Le prove? Nelle dichiarazioni di Dal Cin non ce ne sono. Non ce ne saranno nemmeno durante l’esame condotto dall’avvocato Prioreschi della difesa di Luciano Moggi durante il processo di Napoli. Nel corso del quale l’ex presidente del Venezia ha continuato a parlare di sensazioni e di convinzioni diffuse che troppo spesso hanno generato processi non solo mediatici condotti con modalità e tempi che hanno destato perplessità. Lo stesso Prioreschi ha parlato durante l’arringa difensiva di Moggi, il 27 settembre 2011, di un processo basato sull’imbroglio e ha lanciato pesanti accuse agli inquirenti, dichiarando che è stato contravvenuto l’art. 194 del codice, secondo il quale sono gli indizi di reato e non le sensazioni a dover essere messe a verbale.
Durante l’audizione resa da Borrelli alla Commissione Giustizia del Senato il 14 settembre 2006, si assiste a qualcosa di sconcertante nell’apprendere le basi sulle quali fu imbastito il processo della giustizia sportiva. La Procura di Torino aveva condotto delle indagini e archiviato gli atti relativi non riconoscendo reati, soprattutto quello di associazione a delinquere, tuttavia qualcuno si preoccupa di trasmetterli alla FIGC, essendo noto che lo stesso materiale può avere valenza diversa per la giustizia sportiva rispetto a quella ordinaria.

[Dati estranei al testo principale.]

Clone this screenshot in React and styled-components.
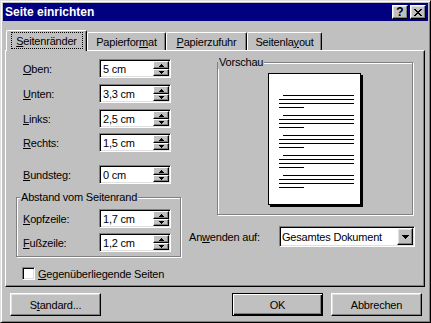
import React from 'react';
import styled, { createGlobalStyle, css } from 'styled-components';

const FACE = '#c0c0c0';

const Global = createGlobalStyle`
  html, body { margin: 0; padding: 0; background: ${FACE}; }
  body {
    font-family: "Liberation Sans", Arial, sans-serif;
    font-size: 11px;
    color: #000;
  }
  * { box-sizing: border-box; }
`;

const raised = css`
  background: ${FACE};
  border: 1px solid;
  border-color: #fff #000 #000 #fff;
  box-shadow: inset -1px -1px 0 #808080, inset 1px 1px 0 #dfdfdf;
`;

const sunken = css`
  background: #fff;
  border: 1px solid;
  border-color: #808080 #fff #fff #808080;
  box-shadow: inset 1px 1px 0 #000, inset -1px -1px 0 #dfdfdf;
`;

const Window = styled.div`
  width: 431px;
  height: 323px;
  background: ${FACE};
  border: 1px solid;
  border-color: #dfdfdf #000 #000 #dfdfdf;
  box-shadow: inset 1px 1px 0 #fff, inset -1px -1px 0 #808080;
  padding: 2px;
  display: flex;
  flex-direction: column;
  letter-spacing: -0.2px;
`;

const Caption = styled.div`
  height: 18px;
  flex: none;
  background: #000080;
  color: #fff;
  display: flex;
  align-items: center;
  padding: 0 2px;
`;

const CaptionTitle = styled.span`
  font-weight: bold;
  font-size: 12px;
  letter-spacing: 0;
`;

const CaptionButtons = styled.div`
  margin-left: auto;
  display: flex;
  gap: 2px;
`;

const CaptionButton = styled.div`
  ${raised};
  width: 16px;
  height: 14px;
  display: flex;
  align-items: center;
  justify-content: center;
  color: #000;
  font-weight: bold;
  font-size: 12px;
  line-height: 12px;
  letter-spacing: 0;
`;

const TabRow = styled.div`
  display: flex;
  align-items: flex-end;
  height: 20px;
  flex: none;
  margin-top: 9px;
  padding-left: 3px;
  position: relative;
  z-index: 1;
`;

const Tab = styled.div`
  width: ${(p) => p.$w}px;
  height: ${(p) => (p.$active ? 21 : 18)}px;
  margin-bottom: ${(p) => (p.$active ? -1 : 0)}px;
  background: ${FACE};
  border-top: 1px solid #fff;
  border-left: 1px solid #fff;
  border-right: 1px solid #000;
  border-radius: 2px 2px 0 0;
  box-shadow: inset -1px 0 0 #808080;
  display: flex;
  align-items: center;
  justify-content: center;
  padding-bottom: ${(p) => (p.$active ? 1 : 0)}px;
`;

const Focus = styled.span`
  width: 72px;
  height: 17px;
  border: 1px dotted #000;
  display: flex;
  align-items: center;
  justify-content: center;
`;

const Panel = styled.div`
  flex: none;
  margin: 0 3px 0 2px;
  height: 237px;
  border: 1px solid;
  border-color: #fff #000 #000 #fff;
  box-shadow: inset -1px -1px 0 #808080;
  padding: 5px 0 0 10px;
  display: flex;
  gap: 8px;
`;

const LeftColumn = styled.div`
  width: 165px;
  display: flex;
  flex-direction: column;
`;

const RightColumn = styled.div`
  width: 226px;
  display: flex;
  flex-direction: column;
`;

const FieldRow = styled.div`
  display: flex;
  align-items: center;
  height: 19px;
  padding-left: ${(p) => p.$indent}px;
  margin-top: ${(p) => p.$mt}px;
`;

const Label = styled.label`
  width: ${(p) => p.$w}px;
  flex: none;
`;

const SpinBox = styled.div`
  ${sunken};
  width: 72px;
  height: 19px;
  padding: 1px;
  display: flex;
`;

const SpinText = styled.span`
  flex: 1;
  padding-left: 2px;
  display: flex;
  align-items: center;
`;

const SpinButtons = styled.div`
  width: 16px;
  display: flex;
  flex-direction: column;
`;

const SpinButton = styled.div`
  height: ${(p) => p.$h}px;
  background: ${FACE};
  border: 1px solid;
  border-color: #fff #000 #000 #fff;
  box-shadow: inset -1px -1px 0 #808080;
  display: flex;
  align-items: center;
  justify-content: center;
`;

const Group = styled.fieldset`
  margin: ${(p) => p.$margin};
  padding: ${(p) => p.$pad};
  width: ${(p) => p.$w}px;
  min-width: 0;
  border: 1px solid #808080;
  box-shadow: inset 1px 1px 0 #fff, 1px 1px 0 #fff;
`;

const GroupLegend = styled.legend`
  padding: 0 1px;
  margin-left: ${(p) => p.$ml}px;
  line-height: 13px;
  background: ${FACE};
`;

const PreviewWrap = styled.div`
  display: flex;
  justify-content: center;
`;

const ApplyRow = styled.div`
  display: flex;
  align-items: center;
  height: 21px;
  margin-top: 11px;
`;

const Select = styled.div`
  ${sunken};
  width: 137px;
  height: 21px;
  padding: 1px;
  display: flex;
  align-items: center;
`;

const SelectText = styled.span`
  flex: 1;
  padding-left: 1px;
`;

const DropButton = styled.div`
  ${raised};
  width: 16px;
  height: 17px;
  display: flex;
  align-items: center;
  justify-content: center;
`;

const CheckRow = styled.div`
  display: flex;
  align-items: center;
  margin-top: 10px;
  padding-left: 6px;
  height: 13px;
`;

const CheckBox = styled.span`
  ${sunken};
  width: 13px;
  height: 13px;
  flex: none;
  margin-right: 3px;
`;

const ButtonRow = styled.div`
  display: flex;
  margin-top: 6px;
  padding: 0 6px 0 7px;
  gap: 8px;
`;

const Spacer = styled.div`
  flex: 1;
`;

const PushButton = styled.button`
  ${raised};
  width: 91px;
  height: 23px;
  padding: 0;
  font: inherit;
  color: #000;
  letter-spacing: -0.2px;
  ${(p) =>
    p.$default &&
    css`
      border-color: #000;
      box-shadow: inset 1px 1px 0 #fff, inset -1px -1px 0 #000,
        inset -2px -2px 0 #808080;
    `}
`;

const Arrow = ({ up, w = 5 }) => {
  const rows = Math.ceil(w / 2);
  const rects = [];
  for (let i = 0; i < rows; i++) {
    const width = w - 2 * i;
    const y = up ? rows - 1 - i : i;
    rects.push(<rect key={i} x={i} y={y} width={width} height={1} fill="#000" />);
  }
  return (
    <svg width={w} height={rows} viewBox={`0 0 ${w} ${rows}`} shapeRendering="crispEdges">
      {rects}
    </svg>
  );
};

const Spin = ({ value }) => (
  <SpinBox>
    <SpinText>{value}</SpinText>
    <SpinButtons>
      <SpinButton $h={8}>
        <Arrow up w={5} />
      </SpinButton>
      <SpinButton $h={7}>
        <Arrow w={5} />
      </SpinButton>
    </SpinButtons>
  </SpinBox>
);

const PagePreview = () => {
  const lines = [];
  for (let p = 0; p < 5; p++) {
    const y0 = 22 + p * 20;
    lines.push({ x1: 15, x2: 86, y: y0 });
    lines.push({ x1: 11, x2: 86, y: y0 + 4 });
    lines.push({ x1: 11, x2: 86, y: y0 + 8 });
    lines.push({ x1: 11, x2: 36, y: y0 + 12 });
  }
  return (
    <svg width="95" height="134" viewBox="0 0 95 134" shapeRendering="crispEdges">
      <rect x="2" y="2" width="93" height="132" fill="#000" />
      <rect x="0" y="0" width="93" height="132" fill="#000" />
      <rect x="1" y="1" width="91" height="130" fill="#fff" />
      {lines.map((l, i) => (
        <rect key={i} x={l.x1} y={l.y} width={l.x2 - l.x1} height="1" fill="#000" />
      ))}
    </svg>
  );
};

const rows = [
  { key: 'O', rest: 'ben:', value: '5 cm', mt: 3 },
  { key: 'U', rest: 'nten:', value: '3,3 cm', mt: 6 },
  { key: 'L', rest: 'inks:', value: '2,5 cm', mt: 6 },
  { key: 'R', rest: 'echts:', value: '1,5 cm', mt: 5 },
  { key: 'B', rest: 'undsteg:', value: '0 cm', mt: 13 },
];

export default function App() {
  return (
    <>
      <Global />
      <Window>
        <Caption>
          <CaptionTitle>Seite einrichten</CaptionTitle>
          <CaptionButtons>
            <CaptionButton>?</CaptionButton>
            <CaptionButton>
              <svg width="8" height="7" viewBox="0 0 8 7" shapeRendering="crispEdges">
                <path
                  d="M0 0h2v1h-2zM6 0h2v1h-2zM1 1h2v1h-2zM5 1h2v1h-2zM2 2h4v1h-4zM3 3h2v1h-2zM2 4h4v1h-4zM1 5h2v1h-2zM5 5h2v1h-2zM0 6h2v1h-2zM6 6h2v1h-2z"
                  fill="#000"
                />
              </svg>
            </CaptionButton>
          </CaptionButtons>
        </Caption>

        <TabRow>
          <Tab $w={81} $active>
            <Focus>
              <span>
                <u>S</u>eitenränder
              </span>
            </Focus>
          </Tab>
          <Tab $w={79}>
            <span>
              Papierfor<u>m</u>at
            </span>
          </Tab>
          <Tab $w={81}>
            <span>
              <u>P</u>apierzufuhr
            </span>
          </Tab>
          <Tab $w={75}>
            <span>
              Seitenla<u>y</u>out
            </span>
          </Tab>
        </TabRow>

        <Panel>
          <LeftColumn>
            {rows.map((r) => (
              <FieldRow key={r.key} $indent={7} $mt={r.mt}>
                <Label $w={76}>
                  <u>{r.key}</u>
                  {r.rest}
                </Label>
                <Spin value={r.value} />
              </FieldRow>
            ))}
            <Group $margin="7px 0 0 0" $pad="5px 0 4px 0" $w={165}>
              <GroupLegend $ml={3}>Abstand vom Seitenrand</GroupLegend>
              <FieldRow $indent={6} $mt={0}>
                <Label $w={76}>
                  <u>K</u>opfzeile:
                </Label>
                <Spin value="1,7 cm" />
              </FieldRow>
              <FieldRow $indent={6} $mt={5}>
                <Label $w={76}>
                  <u>F</u>ußzeile:
                </Label>
                <Spin value="1,2 cm" />
              </FieldRow>
            </Group>
            <CheckRow>
              <CheckBox />
              <span>
                <u>G</u>egenüberliegende Seiten
              </span>
            </CheckRow>
          </LeftColumn>

          <RightColumn>
            <Group $margin="0 0 0 28px" $pad="4px 0 7px 0" $w={196}>
              <GroupLegend $ml={0}>Vorschau</GroupLegend>
              <PreviewWrap>
                <PagePreview />
              </PreviewWrap>
            </Group>
            <ApplyRow>
              <Label $w={90}>
                An<u>w</u>enden auf:
              </Label>
              <Select>
                <SelectText>Gesamtes Dokument</SelectText>
                <DropButton>
                  <Arrow w={7} />
                </DropButton>
              </Select>
            </ApplyRow>
          </RightColumn>
        </Panel>

        <ButtonRow>
          <PushButton>
            S<u>t</u>andard...
          </PushButton>
          <Spacer />
          <PushButton $default>OK</PushButton>
          <PushButton>Abbrechen</PushButton>
        </ButtonRow>
      </Window>
    </>
  );
}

La Procura di Roma, attraverso Palamara, si riserva di trasmettere gli atti relativi alla sua indagine, che confluirà nel processo GEA, in quanto non conclusa. La procura di Napoli invece si preoccupa di far pervenire a Borrelli, su richiesta verbale e non formalizzata, nel momento in cui non avendo ancora assunto ufficialmente le funzioni di Capo Ufficio Indagini della FIGC non potrebbe emetterla, copia delle informative dei carabinieri di un’indagine che verrà conclusa quasi un anno dopo.
La FIGC è un’associazione privata, alla quale un pm fa conoscere i risultati di un’indagine coperta da segreto istruttorio per la quale non sono stati ancora emessi avvisi di garanzia. Uno zelo discutibile, aggravato dalla considerazione che la Procura di Napoli non avrebbe messo a disposizione di Borrelli tutte le intercettazioni, operando una selezione degli atti utilizzabili. Alcuni dei quali, come si vedrà nel corso del processo della giustizia ordinaria, non saranno nemmeno reperibili, come le intercettazioni telefoniche riguardanti Facchetti e Pairetto, delle quali si ha traccia nei brogliacci pur essendo stati trovati vuoti i cd che avrebbero dovuto contenere i file.
L’impressione è che siano state manomesse alcune prove, ma in tanti anni nessuno ha trovato quelle degli illeciti a carico di Luciano Moggi, Antonio Giraudo e Roberto Bettega. Al punto che il pm Narducci ha pronunciato al processo di Napoli una requisitoria conclusiva che gli addetti ai lavori hanno definito da processo breve, cioè basata sui risultati dell’indagine e non sugli sviluppi, le testimonianze rese e le prove emerse durante la fase dibattimentale.